Luckily for all of us, our conference commissioners are hell-bent on preserving the great traditions and matchups of shit sandwiches like this one. Now, of the 35 bowl games, no matter how crappy, I made or will make every effort to watch. Mainly because I'm a loser and have nothing better going on, but also because it's more entertaining than whatever the hell else is on TV and I am addicted to college football. However, of those 35, here's a list of games I found or will find compelling enough to make sure I'm watching most of the game:
-Missouri/Iowa
-Alabama/Michigan State
-Mississippi State/Michigan
-Wisconsin/TCU
-Ohio State/Arkansas
-LSU/Texas A&M
-Oregon/Auburn
So that's 7 out of 35. God forbid we ever have more than seven compelling football games to end a college football season. HOW DARE ANYONE WANT TO MAKE COLLEGE FOOTBALL EVEN MORE AWESOME.
Pick: SMU (-7)
New Era Pinstripe Bowl
Kansas State vs. Syracuse (pick 'em)
Rationale: Most impressive win for Kansas State: 27-20 over Iowa State (5-7). Most impressive win for Syracuse: 19-14 over West Virginia (9-4), whose most recent work you may remember in their bed-shitting performance against NC State. Thankfully, I'll be at work and cannot expose myself to this atrocity. Oh, hey there, ESPN3. What's up? Why yes, you do look very nice and shiny over in that corner. Check you out? Okay, maybe for just a minute. Or thirty.
/dammit
Pick: Syracuse; chosen based on the hobo who chased another hobo off a valuable intersection corner today at lunch.

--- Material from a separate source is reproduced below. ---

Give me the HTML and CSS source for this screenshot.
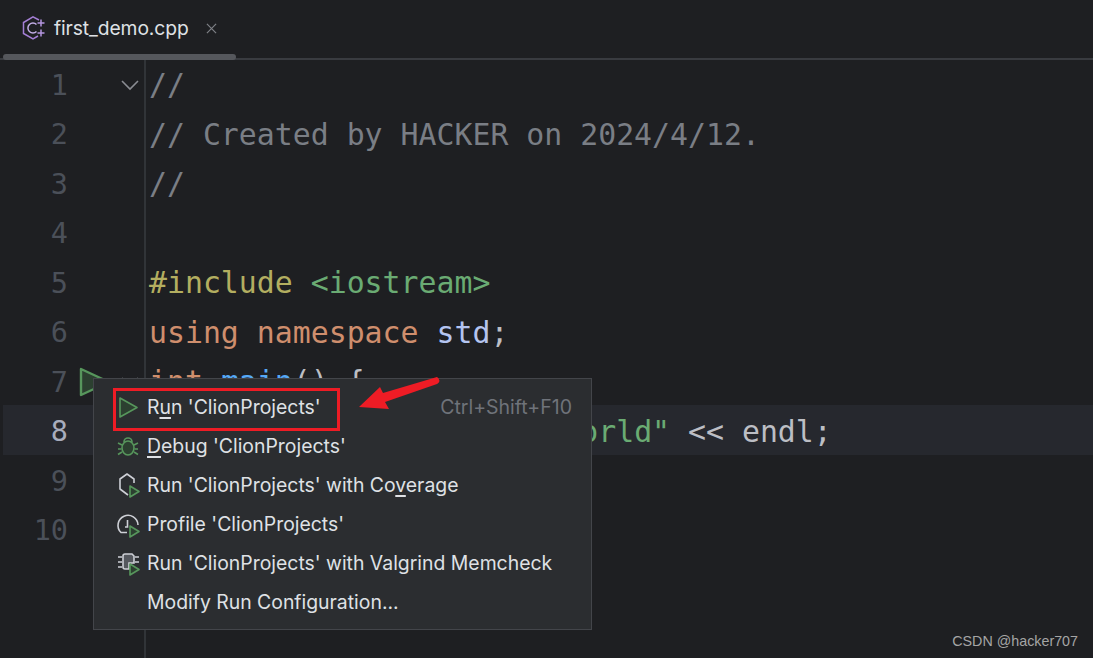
FILE: index.html
```html
<!DOCTYPE html>
<html lang="en">
<head>
<meta charset="utf-8">
<title>first_demo.cpp</title>
<link rel="stylesheet" href="styles.css">
</head>
<body>
<div class="app">
  <header class="tabbar">
    <div class="tab">
      <svg class="tab-icon" viewBox="0 0 24 24" fill="none" stroke="#a57fd6" stroke-width="1.500">
        <path d="M17 4 11 .8 1.500 6.500v11L11 23l5-3"/>
        <path d="M14.500 8.500a5 5 0 1 0 0 7" stroke="#c3aee6"/>
        <path d="M15.500 7h7M19 3.500v7M15.500 17h7M19 13.500v7" stroke="#b596e0"/>
      </svg>
      <span class="tab-name">first_demo.cpp</span>
      <svg class="tab-close" viewBox="0 0 12 12" fill="none" stroke="#7e8086" stroke-width="1.300"><path d="M1 1l10 10M11 1 1 11"/></svg>
    </div>
    <div class="tab-scroll"></div>
  </header>
  <main class="editor">
    <div class="gutter">
      <div class="gline"><span class="num">1</span><span class="mark"></span><svg class="fold" viewBox="0 0 20 12" fill="none" stroke="#8a8c92" stroke-width="1.600"><path d="M2 2l8 8 8-8"/></svg></div>
      <div class="gline"><span class="num">2</span></div>
      <div class="gline"><span class="num">3</span></div>
      <div class="gline"><span class="num">4</span></div>
      <div class="gline"><span class="num">5</span></div>
      <div class="gline"><span class="num">6</span></div>
      <div class="gline"><span class="num">7</span><svg class="mark" viewBox="0 0 34 32" fill="#2c4030" stroke="#57965c" stroke-width="2.400" stroke-linejoin="round"><path d="M3 3l28 13L3 29z"/></svg><svg class="fold" viewBox="0 0 20 12" fill="none" stroke="#8a8c92" stroke-width="1.600"><path d="M2 2l8 8 8-8"/></svg></div>
      <div class="gline current"><span class="num">8</span></div>
      <div class="gline"><span class="num">9</span></div>
      <div class="gline"><span class="num">10</span></div>
    </div>
    <div class="code">
      <div class="cline cm">//</div>
      <div class="cline cm">// Created by HACKER on 2024/4/12.</div>
      <div class="cline cm">//</div>
      <div class="cline"></div>
      <div class="cline"><span class="pp">#include</span> <span class="str">&lt;iostream&gt;</span></div>
      <div class="cline"><span class="kw">using namespace</span> <span class="ns">std</span>;</div>
      <div class="cline"><span class="kw">int</span> <span class="fn">main</span>() {</div>
      <div class="cline current">       cout &lt;&lt; <span class="str">"Hello, World"</span> &lt;&lt; endl;</div>
      <div class="cline">    <span class="kw">return</span> 0;</div>
      <div class="cline">}</div>
    </div>
  </main>
  <div class="menu">
    <div class="item">
      <svg class="ico" viewBox="0 0 22 24" fill="#2c4030" stroke="#57965c" stroke-width="1.600" stroke-linejoin="round"><path d="M3 3l17 9.500L3 22z"/></svg>
      <span>R<u>u</u>n 'ClionProjects'</span><span class="key">Ctrl+Shift+F10</span>
    </div>
    <div class="item">
      <svg class="ico" viewBox="0 0 22 24" fill="#2c4030" stroke="#57965c" stroke-width="1.600"><ellipse cx="11" cy="14" rx="6" ry="7"/><path d="M7 8a4 4 0 0 1 8 0M5 11 1 9M17 11l4-2M4.500 15H1M17.500 15H21M5 18l-4 2.500M17 18l4 2.500" fill="none"/></svg>
      <span><u>D</u>ebug 'ClionProjects'</span>
    </div>
    <div class="item">
      <svg class="ico" viewBox="0 0 22 24" fill="none" stroke-width="1.600"><path d="M11 22l-8-6V6l7-5 7 5v4" stroke="#ced0d6" stroke-linejoin="round"/><path d="M13 13l9 5.500-9 5.500z" fill="#2c4030" stroke="#57965c" stroke-linejoin="round"/></svg>
      <span>Run 'ClionProjects' with Co<u>v</u>erage</span>
    </div>
    <div class="item">
      <svg class="ico" viewBox="0 0 22 24" fill="none" stroke-width="1.600"><path d="M10 20.500H4A10 10 0 1 1 21 13M10.500 8v7H8" stroke="#ced0d6"/><path d="M13 14l9 5.500-9 5.500z" fill="#2c4030" stroke="#57965c" stroke-linejoin="round"/></svg>
      <span>Profile 'ClionProjects'</span>
    </div>
    <div class="item">
      <svg class="ico" viewBox="0 0 22 24" fill="none" stroke-width="1.600"><path d="M8 3h7l2 2v7h-5v6H8a2 2 0 0 1-2-2V5a2 2 0 0 1 2-2z" fill="#55585e" stroke="#ced0d6"/><path d="M1 6h4M1 11h4M1 16h4M18 6h4M18 11h4" stroke="#ced0d6"/><path d="M13 13l9 5.500-9 5.500z" fill="#2c4030" stroke="#57965c" stroke-linejoin="round"/></svg>
      <span>Run 'ClionProjects' with Valgrind Memcheck</span>
    </div>
    <div class="item">
      <span class="ico"></span>
      <span>Modify Run Configuration...</span>
    </div>
  </div>
  <div class="redbox"></div>
  <svg class="arrow" viewBox="355 372 90 45" fill="#ee1c25">
    <path d="M359 407 380 387 383 393 437 377Q439 378 439.500 381 439 383 437 384L385 402 389 409z"/>
  </svg>
  <div class="watermark">CSDN @hacker707</div>
</div>
</body>
</html>
```

FILE: styles.css
```css
* { box-sizing: border-box; }
html, body { margin: 0; padding: 0; height: 100%; background: #1e1f22; overflow: hidden; }

.app {
  position: relative;
  width: 1093px;
  height: 658px;
  display: flex;
  flex-direction: column;
  background: #1e1f22;
  font-family: Inter, "Liberation Sans", sans-serif;
  color: #dfe1e5;
  overflow: hidden;
}

.tabbar {
  height: 60px;
  flex: none;
  display: flex;
  flex-direction: column;
  border-bottom: 2px solid #393b40;
}
.tab {
  flex: 1;
  display: flex;
  align-items: center;
  padding: 2px 0 0 22px;
}
.tab-icon { width: 24px; height: 24px; flex: none; overflow: visible; }
.tab-name { margin-left: 8px; font-size: 19.300px; letter-spacing: -0.1px; color: #dfe1e5; }
.tab-close { width: 11px; height: 11px; margin-left: 17px; flex: none; }
.tab-scroll {
  width: 233px;
  height: 6px;
  margin: 0 0 -2px 3px;
  border-radius: 3px;
  background: #55575c;
}

.editor { flex: 1; display: flex; min-height: 0; }

.gutter {
  width: 146px;
  flex: none;
  border-right: 2px solid #313438;
}
.gline {
  height: 49.5px;
  padding-top: 1px;
  display: flex;
  align-items: center;
  font-family: "DejaVu Sans Mono", monospace;
  font-size: 28.500px;
  color: #4b5059;
}
.gline.current {
  background: #26282e;
  color: #a8adbd;
  margin: -1.500px 0 1.500px 3px;
  padding-top: 4px;
}
.gline.current .num { width: 65px; }
.num { width: 68px; flex: none; text-align: right; }
.mark { width: 34px; height: 32px; margin: -1px 0 0 10px; flex: none; }
.fold { width: 20px; height: 12px; margin: -1px 0 0 8px; flex: none; }

.code {
  flex: 1;
  padding-left: 3px;
  font-family: "DejaVu Sans Mono", monospace;
  font-size: 29.850px;
  color: #bcbec4;
}
.cline { height: 49.5px; line-height: 49.5px; white-space: pre; }
.cline.current {
  background: #26282e;
  margin: -1.500px 0 1.500px -3px;
  padding-left: 3px;
  line-height: 54.5px;
}

.cm { color: #7a7e85; }
.pp { color: #b3ae60; }
.str { color: #6aab73; }
.kw { color: #cf8e6d; }
.ns { color: #b4c4f0; }
.fn { color: #56a8f5; }

.menu {
  position: absolute;
  left: 93px;
  top: 378px;
  width: 499px;
  height: 252px;
  padding: 8px 19px 0 23px;
  background: #2b2d30;
  border: 1px solid #43454a;
  font-size: 19.400px;
  color: #dfe1e5;
}
.item { height: 39px; display: flex; align-items: center; white-space: nowrap; }
.item u { text-underline-offset: 3px; text-decoration-thickness: 1.500px; }
.ico { width: 22px; height: 24px; margin-right: 8px; flex: none; overflow: visible; }
.key { margin-left: auto; color: #6f737a; font-size: 19.500px; }

.redbox {
  position: absolute;
  left: 113px;
  top: 388px;
  width: 227px;
  height: 43px;
  border: 3px solid #ee1c25;
}
.arrow {
  position: absolute;
  left: 355px;
  top: 372px;
  width: 90px;
  height: 45px;
}
.watermark {
  position: absolute;
  right: 15px;
  top: 633px;
  font-family: "Liberation Sans", sans-serif;
  font-size: 14.300px;
  color: #a5a5a5;
}
```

Franklin American Mortgage Music City Bowl
UNC vs. Tennessee (pick 'em)
Rationale: At least this misery won't take place in 33 degree weather and rain. Or 20 degree weather and ICY DEATH. Checking the weather, they'll still have the rain, but it'll be a balmy 50 degrees at kickoff. I know people who went to the Ole Miss/West Virginia game in 2000 and they still talk about it as if they survived six months in a Soviet work camp in Siberia. I'm talking about people staying in the bathrooms or gift shop rather than being in the stands and dying from exposure or hypothermia.
Pick: UNC
Bridgepoint Education Holiday Bowl
Washington vs. Nebraska (-14)
Rationale: Occasionally, the Holiday Bowl spits out a game worth watching. I seem to recall Oregon/Oklahoma State two years ago was highly entertaining. Yes, the same Oklahoma State team beaten by Ole Miss in the 2009 Cotton Bowl, who, despite losing its top two offensive players, won 11 games this season, while Ole Miss won four. That's right, Houston Nutt, they nearly TRIPLED your win total.